Would you always recommend submitting for Pre-Application advice?

It may not be the case that that submitting for Pre-Application advice is necessary in every case particularly where Planning Consultants, such as ourselves, are involved we will aim to understand the planning context including the relevant planning policies, supplementary planning guidance as well as a likely impact on neighbouring properties and consider the scheme overall in context.

In addition, where are applications are likely to be contentious or refused on principle grounds, for example, new buildings in the greenbelt, replacement dwellings or development on Greenfield sites submitting a pre-planning application may only likely confirm the same. In some cases submitting a robust package with full justification can be one option particularly if the Council would not be likely to support any such application and a subsequent planning appeal is likely to be required.

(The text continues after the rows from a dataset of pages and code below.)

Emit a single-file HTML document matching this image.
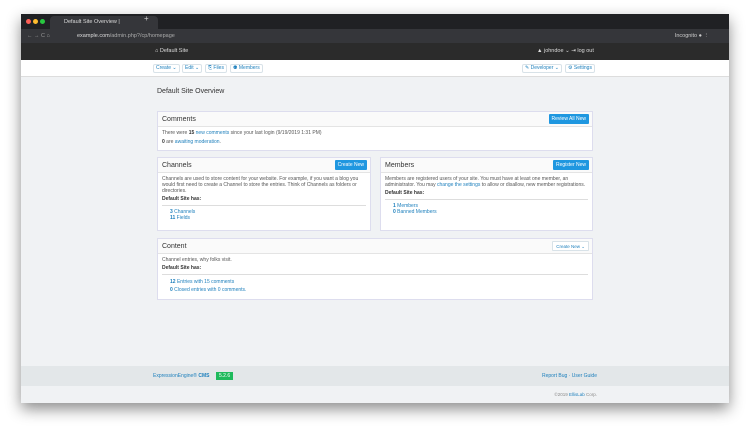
<!DOCTYPE html>
<html><head><style>
*{margin:0;padding:0;box-sizing:border-box}
body{width:750px;height:431px;background:#fff;font-family:"Liberation Sans",sans-serif;position:relative;overflow:hidden}
.win{position:absolute;left:21px;top:14px;width:708px;height:389px;background:#f0f2f4;box-shadow:0 6px 14px rgba(0,0,0,.45);overflow:hidden}
.tabs{height:15px;background:#202124;position:relative}
.dot{position:absolute;top:5px;width:5px;height:5px;border-radius:50%}
.tab{position:absolute;left:29px;top:2px;width:108px;height:13px;background:#35363a;border-radius:4px 4px 0 0;color:#ddd;font-size:5.5px;line-height:13px;padding-left:14px}
.addr{height:14px;background:#35363a;position:relative;color:#aaa;font-size:5.5px;line-height:14px}
.ee{height:17px;background:#2b2b2b;position:relative;color:#ddd;font-size:5.5px;line-height:17px}
.tool{height:17px;background:#fff;border-bottom:1px solid #ddd;position:relative}
.btn{position:absolute;top:4px;height:9px;border:1px solid #d8e2e8;border-radius:2px;font-size:5px;line-height:7px;color:#1f80bd;padding:0 2px;background:#fff}
h1{position:absolute;left:136px;top:74px;font-size:7px;font-weight:normal;color:#333}
.box{position:absolute;background:#fff;border:1px solid #dde;font-size:5px;color:#555}
.hd{height:15px;border-bottom:1px solid #e4e4e4;background:#fafafa;font-size:7px;color:#333;line-height:15px;padding-left:4px;position:relative}
.bb{position:absolute;right:3px;top:2px;height:10px;background:#1f97e0;color:#fff;font-size:5px;line-height:10px;padding:0 3px;border-radius:1px}
.bd{padding:3px 4px;line-height:6px}
a,.l{color:#1f80bd}
b{color:#333}
hr{border:0;border-top:1px solid #ddd;margin:3px 0}
.foot{position:absolute;left:0;top:352px;width:708px;height:20px;background:#e3e7e9;font-size:5px;color:#1f80bd;line-height:20px}
</style></head><body>
<div class="win">
<div class="tabs">
<div class="dot" style="left:5px;background:#fe5f57"></div><div class="dot" style="left:12px;background:#febc2e"></div><div class="dot" style="left:19px;background:#28c840"></div>
<div class="tab">Default Site Overview | ExpressionEngine ×</div>
<span style="position:absolute;left:123px;top:0;color:#ccc;font-size:8px">+</span>
</div>
<div class="addr"><span style="margin-left:6px;color:#999">←  →  C  ⌂</span><span style="position:absolute;left:56px"><span style="color:#ddd">example.com</span>/admin.php?/cp/homepage</span><span style="position:absolute;right:20px;color:#ccc">Incognito ●  ⋮</span></div>
<div class="ee"><span style="position:absolute;left:134px">⌂  Default Site</span><span style="position:absolute;left:516px">▲ johndoe ⌄   ⇥ log out</span></div>
<div class="tool">
<div class="btn" style="left:132px">Create ⌄</div>
<div class="btn" style="left:161px">Edit ⌄</div>
<div class="btn" style="left:184px">⎘ Files</div>
<div class="btn" style="left:209px">⚉ Members</div>
<div class="btn" style="left:501px">✎ Developer ⌄</div>
<div class="btn" style="left:544px">⚙ Settings</div>
</div>
<h1>Default Site Overview</h1>
<div class="box" style="left:136px;top:97px;width:436px;height:40px"><div class="hd">Comments<span class="bb">Review All New</span></div>
<div class="bd">There were <b>15</b> <a>new comments</a> since your last login (9/19/2019 1:31 PM)<br><div style="margin-top:3px"><b>0</b> are <a>awaiting moderation</a>.</div></div></div>
<div class="box" style="left:136px;top:143px;width:214px;height:74px"><div class="hd">Channels<span class="bb">Create New</span></div>
<div class="bd">Channels are used to store content for your website. For example, if you want a blog you would first need to create a Channel to store the entries. Think of Channels as folders or directories.<div style="margin-top:2px"><b>Default Site has:</b></div><hr><div class="l" style="padding-left:8px"><b style="color:#1f80bd">3</b> Channels<br><b style="color:#1f80bd">11</b> Fields</div></div></div>
<div class="box" style="left:359px;top:143px;width:213px;height:74px"><div class="hd">Members<span class="bb">Register New</span></div>
<div class="bd">Members are registered users of your site. You must have at least one member, an administrator. You may <a>change the settings</a> to allow or disallow, new member registrations.<div style="margin-top:2px"><b>Default Site has:</b></div><hr><div class="l" style="padding-left:8px"><b style="color:#1f80bd">1</b> Members<br><b style="color:#1f80bd">0</b> Banned Members</div></div></div>
<div class="box" style="left:136px;top:224px;width:436px;height:62px"><div class="hd">Content<span class="bb" style="background:#fff;color:#1f80bd;border:1px solid #d8e2e8;font-size:4.5px">Create New ⌄</span></div>
<div class="bd">Channel entries, why folks visit.<div style="margin-top:2px"><b>Default Site has:</b></div><hr><div class="l" style="padding-left:8px;line-height:8px"><b style="color:#1f80bd">12</b> Entries with 15 comments<br><b style="color:#1f80bd">0</b> Closed entries with 0 comments.</div></div></div>
<div class="foot"><span style="margin-left:132px">ExpressionEngine® <b style="color:#1f80bd">CMS</b></span><span style="position:absolute;left:195px;top:6px;height:8px;line-height:8px;background:#1fba5c;color:#fff;padding:0 3px">5.2.6</span><span style="position:absolute;right:132px">Report Bug · User Guide</span></div>
<div style="position:absolute;right:132px;top:378px;font-size:4.5px;color:#888">©2019 <span class="l">EllisLab</span> Corp.</div>
</div>
</body></html>
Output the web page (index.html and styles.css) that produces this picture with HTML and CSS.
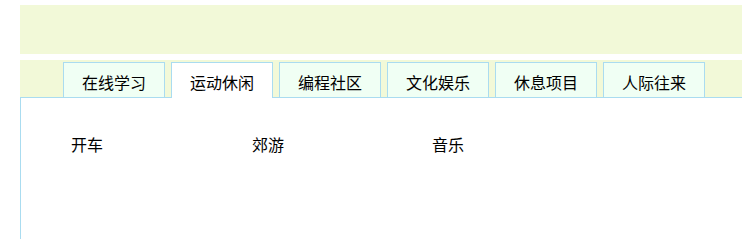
FILE: index.html
```html
<!DOCTYPE html>
<html lang="zh-CN">
<head>
<meta charset="utf-8">
<title>标签页</title>
<link rel="stylesheet" href="styles.css">
</head>
<body>
<div class="page">
  <div class="banner"></div>
  <div class="tabbar">
    <div class="tab">在线学习</div>
    <div class="tab active">运动休闲</div>
    <div class="tab">编程社区</div>
    <div class="tab">文化娱乐</div>
    <div class="tab">休息项目</div>
    <div class="tab">人际往来</div>
  </div>
  <div class="panel">
    <ul class="items">
      <li>开车</li>
      <li>郊游</li>
      <li>音乐</li>
    </ul>
  </div>
</div>
</body>
</html>
```
FILE: styles.css
```css
html, body {
  margin: 0;
  padding: 0;
  background: #ffffff;
  overflow: hidden;
}
body {
  font-family: "Noto Sans CJK SC", "DejaVu Sans", sans-serif;
  font-size: 16px;
  color: #000000;
}
.page {
  padding: 5px 0 0 20px;
}
.banner {
  height: 49px;
  background: #f2f9d8;
}
.tabbar {
  margin-top: 6px;
  height: 37px;
  background: #f2f9d8;
  display: flex;
  align-items: flex-end;
  gap: 6px;
  padding-left: 43px;
}
.tab {
  width: 100px;
  height: 23px;
  padding-top: 11px;
  line-height: 16px;
  text-align: center;
  background: #f0fff4;
  border: 1px solid #aadcf0;
  border-bottom: none;
}
.tab.active {
  background: #ffffff;
  height: 24px;
  margin-bottom: -1px;
  position: relative;
  z-index: 1;
}
.panel {
  border-top: 1px solid #aadcf0;
  border-left: 1px solid #aadcf0;
  height: 141px;
}
.items {
  list-style: none;
  margin: 0;
  padding: 38px 0 0 50px;
  display: grid;
  grid-template-columns: 181px 180px 180px;
  line-height: 16px;
}
```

As Local Planning Authorities may have limited resources and limited time during planning applications to deal with the relevant issues, Pre-Application advice can be very beneficial to establish quickly the likely issues especially if done as part of an overall planning strategy, and prior to a full planning application package being developed. This can potentially be done at the earliest stages and therefore would help to reduce the time frames of the application process as a whole, especially if an appeal was negated.

Some planning authorities also prefer applicants to go through the Pre-Application advice process in order to try and iron out any issues prior to the submission of a formal application in order to minimise delays and to maximize the chance of such application being accepted.